Health and Education
by Jacob Demé
While health education falls within a diverse spectrum of public services to improve a community, its full potential for positive change has been lost in the tumultuous political struggle that permeates a developed society. For many government agencies, determining the efficient allocation of funds to public programs, their decision-making process boils down to a concentrated pool of factors. The most prominent of these factors is need of service in a given population as well as potential for monetary gain. Therefore, I contend that focus on these two determinants of funding for public health and community development programs contributes to the integral pitfalls that hinder their progress.
By utilizing an as-needed basis for health education funding, the door is opened to a host of problematic consequences affecting the sustainability of these projects and the results they provide. Many grants for health education programs run on a rolling application process, in which approval is required for renewal following the end of a determined time interval. Requiring continuous support presents a paradoxical state that jeopardizes the continued funding of successful programs. Furthermore, as the successful programs accomplish positive change in their target community, statistical representation of their need for consistent funding decreases, making them less likely to receive adequate financial support.

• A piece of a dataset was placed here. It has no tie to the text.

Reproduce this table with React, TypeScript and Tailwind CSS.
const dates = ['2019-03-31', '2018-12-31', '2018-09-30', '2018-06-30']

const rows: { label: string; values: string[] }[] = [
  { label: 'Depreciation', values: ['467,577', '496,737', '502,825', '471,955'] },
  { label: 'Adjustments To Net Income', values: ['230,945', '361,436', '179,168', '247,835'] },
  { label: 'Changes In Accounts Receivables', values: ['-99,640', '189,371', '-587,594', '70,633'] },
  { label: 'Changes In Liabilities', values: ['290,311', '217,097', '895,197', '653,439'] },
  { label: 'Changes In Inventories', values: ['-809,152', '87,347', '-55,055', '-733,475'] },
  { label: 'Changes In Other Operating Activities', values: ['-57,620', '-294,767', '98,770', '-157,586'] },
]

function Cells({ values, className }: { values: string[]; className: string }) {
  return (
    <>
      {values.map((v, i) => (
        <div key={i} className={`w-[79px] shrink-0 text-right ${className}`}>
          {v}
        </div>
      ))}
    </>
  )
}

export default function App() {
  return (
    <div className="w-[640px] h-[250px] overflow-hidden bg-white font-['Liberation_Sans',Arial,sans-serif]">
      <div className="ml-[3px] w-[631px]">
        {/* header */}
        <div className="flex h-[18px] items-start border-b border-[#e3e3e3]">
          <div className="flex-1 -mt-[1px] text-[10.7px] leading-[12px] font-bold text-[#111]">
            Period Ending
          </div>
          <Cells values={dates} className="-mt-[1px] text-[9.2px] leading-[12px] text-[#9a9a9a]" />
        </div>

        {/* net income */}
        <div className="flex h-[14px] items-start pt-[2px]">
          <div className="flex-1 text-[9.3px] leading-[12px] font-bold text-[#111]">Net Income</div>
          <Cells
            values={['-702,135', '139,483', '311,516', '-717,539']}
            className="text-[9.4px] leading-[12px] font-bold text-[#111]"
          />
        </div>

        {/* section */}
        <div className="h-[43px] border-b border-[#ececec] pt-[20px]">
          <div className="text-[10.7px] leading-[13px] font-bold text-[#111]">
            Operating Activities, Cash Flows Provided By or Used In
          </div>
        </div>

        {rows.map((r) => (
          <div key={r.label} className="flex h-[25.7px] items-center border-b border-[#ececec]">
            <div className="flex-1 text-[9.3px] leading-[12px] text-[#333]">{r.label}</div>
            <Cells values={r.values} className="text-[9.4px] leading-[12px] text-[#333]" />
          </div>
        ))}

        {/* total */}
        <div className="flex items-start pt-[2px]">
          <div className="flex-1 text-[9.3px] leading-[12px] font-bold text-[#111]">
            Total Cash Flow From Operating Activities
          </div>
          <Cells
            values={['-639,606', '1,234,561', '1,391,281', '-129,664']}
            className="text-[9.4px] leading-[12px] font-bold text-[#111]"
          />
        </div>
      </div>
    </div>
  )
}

Conditional and intermittent funding for health education is an issue that permeates health programs globally, and places health care practices at risk of devoting greater attention and resources toward a treatment-minded approach. The danger lies not in the development and implementation of treatment options for any given health issue. Instead, with greater focus on treatment, preventative methods will remain less developed, defeating hopes for progression in health care in the generations to come. At the core of this serious public health issue lies the ever-present motivation of profit maximization.

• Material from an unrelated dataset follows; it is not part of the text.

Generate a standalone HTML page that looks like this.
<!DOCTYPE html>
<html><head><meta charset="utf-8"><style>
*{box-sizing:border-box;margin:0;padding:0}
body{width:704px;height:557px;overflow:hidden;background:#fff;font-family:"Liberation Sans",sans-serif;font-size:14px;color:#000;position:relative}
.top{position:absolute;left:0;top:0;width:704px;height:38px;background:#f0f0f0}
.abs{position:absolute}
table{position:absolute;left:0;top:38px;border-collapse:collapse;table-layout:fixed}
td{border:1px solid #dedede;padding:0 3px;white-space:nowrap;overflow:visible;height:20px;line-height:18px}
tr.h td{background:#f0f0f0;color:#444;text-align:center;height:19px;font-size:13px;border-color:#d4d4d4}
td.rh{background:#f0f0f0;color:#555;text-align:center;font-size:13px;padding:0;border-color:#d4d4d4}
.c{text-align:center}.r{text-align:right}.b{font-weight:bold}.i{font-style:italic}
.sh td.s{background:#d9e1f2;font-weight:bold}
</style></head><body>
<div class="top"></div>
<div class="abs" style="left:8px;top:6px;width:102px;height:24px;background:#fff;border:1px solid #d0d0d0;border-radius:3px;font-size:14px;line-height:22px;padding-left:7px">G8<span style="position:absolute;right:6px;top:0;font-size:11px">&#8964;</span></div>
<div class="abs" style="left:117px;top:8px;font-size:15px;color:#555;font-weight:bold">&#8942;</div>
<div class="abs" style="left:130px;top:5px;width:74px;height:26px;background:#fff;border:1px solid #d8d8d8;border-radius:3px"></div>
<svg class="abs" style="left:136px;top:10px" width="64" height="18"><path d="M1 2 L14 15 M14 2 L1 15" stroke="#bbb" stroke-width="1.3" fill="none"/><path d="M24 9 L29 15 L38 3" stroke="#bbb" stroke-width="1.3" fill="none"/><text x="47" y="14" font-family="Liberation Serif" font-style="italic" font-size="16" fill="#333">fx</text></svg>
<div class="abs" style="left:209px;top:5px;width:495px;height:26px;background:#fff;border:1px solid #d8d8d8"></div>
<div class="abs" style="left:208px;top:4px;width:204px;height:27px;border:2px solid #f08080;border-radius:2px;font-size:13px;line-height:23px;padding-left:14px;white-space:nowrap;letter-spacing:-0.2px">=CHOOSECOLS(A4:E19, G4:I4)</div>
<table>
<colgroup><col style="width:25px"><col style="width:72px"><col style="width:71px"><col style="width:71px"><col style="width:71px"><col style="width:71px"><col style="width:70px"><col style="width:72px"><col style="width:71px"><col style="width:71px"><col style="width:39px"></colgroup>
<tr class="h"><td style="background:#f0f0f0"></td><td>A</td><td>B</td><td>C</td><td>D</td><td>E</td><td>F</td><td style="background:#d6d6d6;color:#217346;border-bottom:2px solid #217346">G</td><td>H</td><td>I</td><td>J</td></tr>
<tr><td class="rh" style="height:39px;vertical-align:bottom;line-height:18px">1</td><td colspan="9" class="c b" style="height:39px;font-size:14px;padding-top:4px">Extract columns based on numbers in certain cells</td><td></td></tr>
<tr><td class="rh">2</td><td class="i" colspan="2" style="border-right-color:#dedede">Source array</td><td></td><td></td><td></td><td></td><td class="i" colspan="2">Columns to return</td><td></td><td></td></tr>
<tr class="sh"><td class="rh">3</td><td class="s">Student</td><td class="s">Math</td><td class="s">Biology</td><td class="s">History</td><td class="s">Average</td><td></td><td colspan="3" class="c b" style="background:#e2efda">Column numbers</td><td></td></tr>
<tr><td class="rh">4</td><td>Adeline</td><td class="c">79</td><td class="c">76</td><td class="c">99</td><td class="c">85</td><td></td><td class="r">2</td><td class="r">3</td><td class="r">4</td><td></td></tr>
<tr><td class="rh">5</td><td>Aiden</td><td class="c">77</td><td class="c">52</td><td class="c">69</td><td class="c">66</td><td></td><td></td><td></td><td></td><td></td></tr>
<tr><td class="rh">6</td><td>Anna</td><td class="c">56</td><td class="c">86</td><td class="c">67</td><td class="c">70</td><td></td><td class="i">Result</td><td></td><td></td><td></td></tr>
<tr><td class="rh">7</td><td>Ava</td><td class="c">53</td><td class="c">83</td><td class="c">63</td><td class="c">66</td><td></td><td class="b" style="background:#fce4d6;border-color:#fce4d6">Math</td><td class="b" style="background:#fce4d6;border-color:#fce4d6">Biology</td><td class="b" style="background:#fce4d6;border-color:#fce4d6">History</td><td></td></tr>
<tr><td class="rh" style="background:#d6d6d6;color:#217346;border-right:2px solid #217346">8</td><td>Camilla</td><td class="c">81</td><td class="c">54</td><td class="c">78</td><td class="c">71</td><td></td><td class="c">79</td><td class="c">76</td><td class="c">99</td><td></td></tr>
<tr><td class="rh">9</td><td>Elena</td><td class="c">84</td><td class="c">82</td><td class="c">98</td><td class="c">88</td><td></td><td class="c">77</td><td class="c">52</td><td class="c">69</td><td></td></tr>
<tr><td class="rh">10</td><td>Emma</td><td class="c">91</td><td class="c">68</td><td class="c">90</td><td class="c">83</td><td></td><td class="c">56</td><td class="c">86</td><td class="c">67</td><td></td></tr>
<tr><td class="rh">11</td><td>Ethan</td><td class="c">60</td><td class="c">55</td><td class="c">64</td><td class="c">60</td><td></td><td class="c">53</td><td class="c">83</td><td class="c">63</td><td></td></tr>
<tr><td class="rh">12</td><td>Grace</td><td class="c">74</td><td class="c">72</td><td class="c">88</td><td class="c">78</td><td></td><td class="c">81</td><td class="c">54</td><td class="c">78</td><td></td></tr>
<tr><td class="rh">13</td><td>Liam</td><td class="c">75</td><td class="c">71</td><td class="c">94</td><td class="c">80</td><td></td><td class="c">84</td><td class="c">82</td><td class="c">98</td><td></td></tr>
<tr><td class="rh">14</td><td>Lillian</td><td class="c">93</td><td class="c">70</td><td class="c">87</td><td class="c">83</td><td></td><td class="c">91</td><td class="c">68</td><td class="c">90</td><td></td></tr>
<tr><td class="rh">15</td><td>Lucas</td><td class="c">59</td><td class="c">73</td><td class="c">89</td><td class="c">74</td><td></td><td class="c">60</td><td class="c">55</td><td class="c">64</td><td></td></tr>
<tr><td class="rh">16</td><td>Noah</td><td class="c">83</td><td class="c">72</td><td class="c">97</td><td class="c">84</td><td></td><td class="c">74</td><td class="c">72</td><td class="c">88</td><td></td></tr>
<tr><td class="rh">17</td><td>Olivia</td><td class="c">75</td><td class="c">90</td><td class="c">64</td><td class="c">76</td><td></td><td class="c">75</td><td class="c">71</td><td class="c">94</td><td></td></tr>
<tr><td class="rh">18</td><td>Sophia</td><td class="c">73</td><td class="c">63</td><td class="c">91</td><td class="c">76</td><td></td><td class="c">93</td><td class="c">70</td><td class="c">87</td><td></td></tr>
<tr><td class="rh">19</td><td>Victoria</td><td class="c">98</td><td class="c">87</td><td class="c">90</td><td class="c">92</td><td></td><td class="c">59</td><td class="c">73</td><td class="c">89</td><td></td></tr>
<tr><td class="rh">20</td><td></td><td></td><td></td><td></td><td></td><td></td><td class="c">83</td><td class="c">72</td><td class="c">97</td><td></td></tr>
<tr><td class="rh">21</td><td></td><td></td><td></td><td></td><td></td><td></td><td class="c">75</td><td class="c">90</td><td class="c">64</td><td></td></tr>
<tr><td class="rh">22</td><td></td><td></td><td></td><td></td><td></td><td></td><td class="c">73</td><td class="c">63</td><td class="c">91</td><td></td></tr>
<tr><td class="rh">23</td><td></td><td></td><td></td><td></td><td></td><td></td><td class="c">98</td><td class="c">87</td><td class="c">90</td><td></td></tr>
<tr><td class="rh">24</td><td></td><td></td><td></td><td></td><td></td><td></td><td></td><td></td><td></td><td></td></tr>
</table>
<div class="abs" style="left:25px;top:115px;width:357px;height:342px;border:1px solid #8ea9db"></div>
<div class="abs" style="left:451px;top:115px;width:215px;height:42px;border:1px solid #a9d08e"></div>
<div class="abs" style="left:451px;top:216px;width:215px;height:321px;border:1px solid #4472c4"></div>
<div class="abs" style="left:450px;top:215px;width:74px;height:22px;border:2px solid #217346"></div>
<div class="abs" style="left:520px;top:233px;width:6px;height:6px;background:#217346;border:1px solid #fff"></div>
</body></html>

When asked about the attitude toward preventative medicine, Candice Jensen, program coordinator for the Placer County HIV/AIDS Testing and Surveillance Program, responded, “Cost speaks volumes to tax payers and policy makers and whether return on investment is the most compassionate reason or not, it can’t be denied that preventative care and other strategies that contribute positively to overall health and wellness may be less expensive than chronic medical treatment and hospitalization.” This type of profit-driven behavior is clearly exemplified in the pharmaceutical industry, the greatest source of support for treatment-based health care. While Jensen also expressed a positive outlook for a shift towards preventative medicine, this brighter future cannot be achieved without greater awareness of these problematic issues and support for their resolution.